**Required work:**
Work out how many lines in the listing below include the word "React". Give nothing but the number.
———
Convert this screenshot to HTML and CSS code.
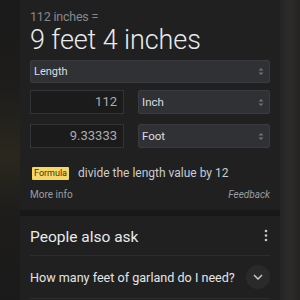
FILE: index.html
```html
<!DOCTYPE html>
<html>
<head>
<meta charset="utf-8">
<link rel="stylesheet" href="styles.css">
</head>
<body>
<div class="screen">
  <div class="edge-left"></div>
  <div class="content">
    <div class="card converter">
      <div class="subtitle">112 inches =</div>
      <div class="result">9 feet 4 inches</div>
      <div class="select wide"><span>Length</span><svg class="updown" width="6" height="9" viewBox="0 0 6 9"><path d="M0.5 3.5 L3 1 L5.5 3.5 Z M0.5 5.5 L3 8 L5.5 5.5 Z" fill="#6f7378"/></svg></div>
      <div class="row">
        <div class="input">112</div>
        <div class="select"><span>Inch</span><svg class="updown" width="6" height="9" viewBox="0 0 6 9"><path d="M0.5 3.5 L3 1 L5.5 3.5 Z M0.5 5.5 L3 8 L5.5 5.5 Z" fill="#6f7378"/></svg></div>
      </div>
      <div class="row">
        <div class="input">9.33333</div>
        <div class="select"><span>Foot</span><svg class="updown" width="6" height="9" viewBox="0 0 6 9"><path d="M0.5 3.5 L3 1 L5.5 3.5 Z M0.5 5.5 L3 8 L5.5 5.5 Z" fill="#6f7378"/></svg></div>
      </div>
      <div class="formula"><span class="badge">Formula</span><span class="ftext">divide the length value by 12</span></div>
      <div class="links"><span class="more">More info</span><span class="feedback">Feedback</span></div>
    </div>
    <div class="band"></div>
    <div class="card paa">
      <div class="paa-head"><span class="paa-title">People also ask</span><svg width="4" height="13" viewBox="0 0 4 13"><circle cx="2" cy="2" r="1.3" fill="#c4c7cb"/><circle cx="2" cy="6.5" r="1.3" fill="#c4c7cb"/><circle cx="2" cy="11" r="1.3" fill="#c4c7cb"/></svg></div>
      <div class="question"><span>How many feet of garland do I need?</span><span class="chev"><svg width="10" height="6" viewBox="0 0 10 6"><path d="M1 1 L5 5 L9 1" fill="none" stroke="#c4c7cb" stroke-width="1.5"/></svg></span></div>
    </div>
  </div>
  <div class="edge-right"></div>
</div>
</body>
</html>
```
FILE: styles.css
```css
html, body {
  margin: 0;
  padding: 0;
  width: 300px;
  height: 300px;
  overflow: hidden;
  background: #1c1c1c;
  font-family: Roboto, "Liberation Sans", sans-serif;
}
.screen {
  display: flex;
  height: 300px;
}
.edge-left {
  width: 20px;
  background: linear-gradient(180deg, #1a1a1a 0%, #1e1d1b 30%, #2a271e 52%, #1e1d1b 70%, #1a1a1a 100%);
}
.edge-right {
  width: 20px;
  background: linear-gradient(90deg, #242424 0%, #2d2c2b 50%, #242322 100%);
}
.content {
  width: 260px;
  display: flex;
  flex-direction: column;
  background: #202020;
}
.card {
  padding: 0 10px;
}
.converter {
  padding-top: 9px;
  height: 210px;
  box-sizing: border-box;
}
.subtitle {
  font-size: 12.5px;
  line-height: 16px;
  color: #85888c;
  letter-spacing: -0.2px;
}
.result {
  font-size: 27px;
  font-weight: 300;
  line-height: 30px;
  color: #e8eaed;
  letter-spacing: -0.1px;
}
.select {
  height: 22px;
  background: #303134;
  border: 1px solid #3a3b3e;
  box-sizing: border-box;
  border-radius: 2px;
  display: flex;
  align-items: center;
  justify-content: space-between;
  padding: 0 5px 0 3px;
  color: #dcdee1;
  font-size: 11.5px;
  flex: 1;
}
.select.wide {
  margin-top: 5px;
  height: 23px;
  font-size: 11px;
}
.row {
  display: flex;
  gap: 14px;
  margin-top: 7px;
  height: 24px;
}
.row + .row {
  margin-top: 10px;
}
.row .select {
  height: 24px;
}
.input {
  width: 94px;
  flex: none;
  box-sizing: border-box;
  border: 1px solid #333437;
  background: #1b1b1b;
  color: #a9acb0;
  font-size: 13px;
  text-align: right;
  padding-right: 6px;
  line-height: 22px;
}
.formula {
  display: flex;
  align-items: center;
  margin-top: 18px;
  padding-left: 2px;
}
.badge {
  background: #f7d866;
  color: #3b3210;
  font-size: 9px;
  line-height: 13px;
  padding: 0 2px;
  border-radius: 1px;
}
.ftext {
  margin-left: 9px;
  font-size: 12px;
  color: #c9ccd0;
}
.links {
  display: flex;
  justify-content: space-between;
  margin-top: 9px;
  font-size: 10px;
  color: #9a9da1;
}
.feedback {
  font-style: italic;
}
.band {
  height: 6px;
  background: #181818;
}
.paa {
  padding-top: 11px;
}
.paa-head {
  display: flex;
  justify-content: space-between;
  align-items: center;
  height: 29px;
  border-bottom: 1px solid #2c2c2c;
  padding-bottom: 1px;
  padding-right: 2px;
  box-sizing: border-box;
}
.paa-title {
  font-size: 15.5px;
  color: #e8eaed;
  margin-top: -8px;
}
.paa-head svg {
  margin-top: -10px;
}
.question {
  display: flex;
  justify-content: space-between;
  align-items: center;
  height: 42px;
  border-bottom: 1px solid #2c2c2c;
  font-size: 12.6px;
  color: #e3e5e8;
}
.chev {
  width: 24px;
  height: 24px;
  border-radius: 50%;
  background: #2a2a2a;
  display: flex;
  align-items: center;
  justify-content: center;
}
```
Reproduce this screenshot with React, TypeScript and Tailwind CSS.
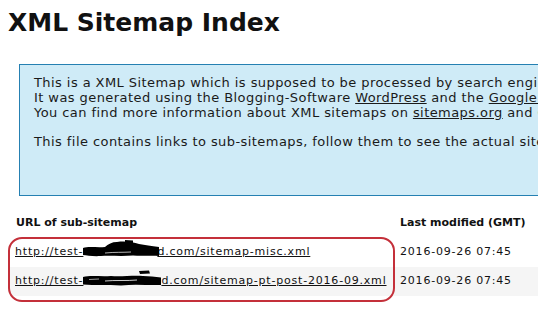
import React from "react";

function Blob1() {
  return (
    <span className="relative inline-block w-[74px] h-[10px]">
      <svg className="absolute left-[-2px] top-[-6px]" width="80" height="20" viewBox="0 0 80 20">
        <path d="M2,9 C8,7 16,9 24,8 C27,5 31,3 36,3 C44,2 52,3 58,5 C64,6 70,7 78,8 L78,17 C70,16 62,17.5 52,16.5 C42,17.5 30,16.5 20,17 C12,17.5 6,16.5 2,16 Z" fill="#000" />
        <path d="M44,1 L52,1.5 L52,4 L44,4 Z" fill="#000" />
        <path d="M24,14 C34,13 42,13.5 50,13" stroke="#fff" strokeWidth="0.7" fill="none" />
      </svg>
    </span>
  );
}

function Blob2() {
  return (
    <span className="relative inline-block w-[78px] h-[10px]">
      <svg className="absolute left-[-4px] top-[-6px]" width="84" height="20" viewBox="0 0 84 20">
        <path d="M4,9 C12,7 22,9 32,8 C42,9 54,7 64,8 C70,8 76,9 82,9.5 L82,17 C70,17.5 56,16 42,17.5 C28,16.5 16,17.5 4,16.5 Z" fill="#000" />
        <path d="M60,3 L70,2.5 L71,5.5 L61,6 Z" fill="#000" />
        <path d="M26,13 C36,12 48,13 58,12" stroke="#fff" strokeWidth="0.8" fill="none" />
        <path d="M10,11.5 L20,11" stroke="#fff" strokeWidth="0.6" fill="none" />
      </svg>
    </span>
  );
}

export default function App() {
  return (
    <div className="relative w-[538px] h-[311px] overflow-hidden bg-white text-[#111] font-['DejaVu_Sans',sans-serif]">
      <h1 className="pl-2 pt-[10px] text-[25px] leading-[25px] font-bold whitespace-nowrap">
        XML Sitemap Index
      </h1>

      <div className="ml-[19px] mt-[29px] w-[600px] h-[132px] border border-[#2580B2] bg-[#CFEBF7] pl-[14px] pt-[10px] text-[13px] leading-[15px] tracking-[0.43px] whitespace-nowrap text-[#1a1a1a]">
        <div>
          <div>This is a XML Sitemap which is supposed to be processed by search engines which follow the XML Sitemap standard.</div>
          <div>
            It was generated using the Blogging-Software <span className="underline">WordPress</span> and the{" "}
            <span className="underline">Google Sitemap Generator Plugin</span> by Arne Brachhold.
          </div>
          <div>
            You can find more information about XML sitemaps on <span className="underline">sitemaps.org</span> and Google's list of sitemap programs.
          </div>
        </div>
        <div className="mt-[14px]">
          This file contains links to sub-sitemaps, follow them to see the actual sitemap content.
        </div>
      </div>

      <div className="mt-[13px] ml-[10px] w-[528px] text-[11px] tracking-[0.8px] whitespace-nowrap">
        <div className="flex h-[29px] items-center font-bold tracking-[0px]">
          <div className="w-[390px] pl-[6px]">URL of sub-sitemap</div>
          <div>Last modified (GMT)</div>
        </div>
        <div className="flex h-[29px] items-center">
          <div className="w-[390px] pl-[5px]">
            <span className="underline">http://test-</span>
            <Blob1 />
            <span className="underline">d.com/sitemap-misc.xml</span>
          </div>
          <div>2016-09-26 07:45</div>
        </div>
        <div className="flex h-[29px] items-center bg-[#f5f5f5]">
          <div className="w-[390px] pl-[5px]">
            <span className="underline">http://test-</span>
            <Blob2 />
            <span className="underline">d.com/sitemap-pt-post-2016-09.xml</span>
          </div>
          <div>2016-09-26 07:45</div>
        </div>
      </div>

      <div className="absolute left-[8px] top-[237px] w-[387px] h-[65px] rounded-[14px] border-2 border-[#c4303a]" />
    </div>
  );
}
———
**Task solution:**
2